Because Mel Gibson is, shall we say, no longer blockbuster fodder and because Danny Glover is literally getting too old for this s---, "Lethal Weapon" -- the seminal 1987 buddy-cop classic - has been given a TV series reboot. In the spirit of other movies adapted to TV like "Bates Motel" and "Fargo," "Lethal Weapon" aims to draw in a new generation of viewers who aren't so familiar with the source material, while making sure to pay its fair share of fan service at the same time.

For the most part, the pilot episode (aided by the original film's screenwriter Shane Black), strikes this balance pretty well. These first forty-five minutes of the series have the unwieldy task of cramming two hours of exposition and character development into a smaller package, all while stringing together some impressive action scenes.
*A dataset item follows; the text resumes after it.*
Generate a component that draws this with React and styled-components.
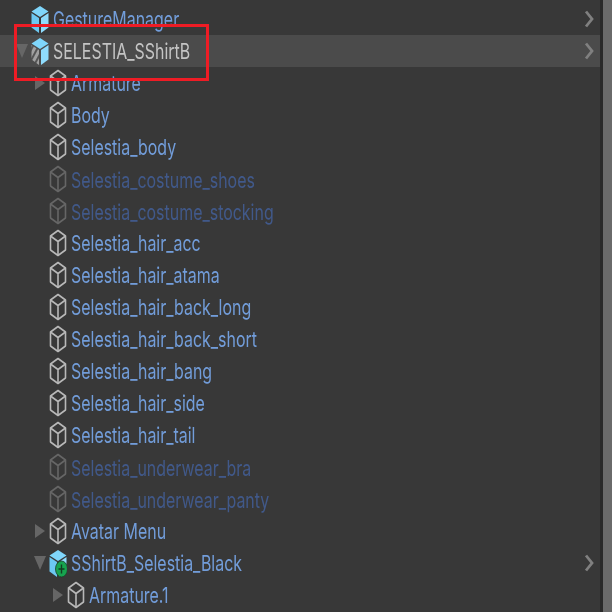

A highlight of the episode includes a high-speed chase that somehow winds up on a race track, which is just the kind of absurdity that the original film's sequels flirted with.

Our two leads, the manic, on-the edge Martin Riggs and the older, wearier Roger Murtaugh -- played by Clayne Crawford and Damon Wayans, respectively -- seem up to the task of living up to their cinematic counterparts, even if it's a little awkward at first. While Wayans seems to struggle a bit with his tone (often blurring the line between arrogance and maturity), Crawford is pretty much spot-on in his portrayal of Riggs. While not seeming quite as damaged as Gibson played the character, Crawford brings a considerable amount of charm and likability to the role, and his chemistry with Wayans is, likewise, quite natural. It should be interesting to see how the future of the series shakes out as the two are able to really get into the characters and strike a balance.

Directed by McG, purveyor of fluff like the "Charlie's Angels" reboots of the 2000s and the Sugar Ray videos of the 1990s (not to mention "Terminator Salvation"), the overall aesthetic of the pilot is a little too "music video" compared to Donnor (director of all four original films) and comes across at times like a "Fast & Furious" sequel on a microbudget. Hopefully as the series stretches its legs, some directors with a little more subtly are subbed in and we can really hone in on the characters. There's a secondary plot here that just feels like background noise to Wayans and Crawford, so again, some fine-tuning definitely needs to be done, but the potential is certainly there. Thankfully, "Lethal Weapon" doesn't appear to be a misfire...yet.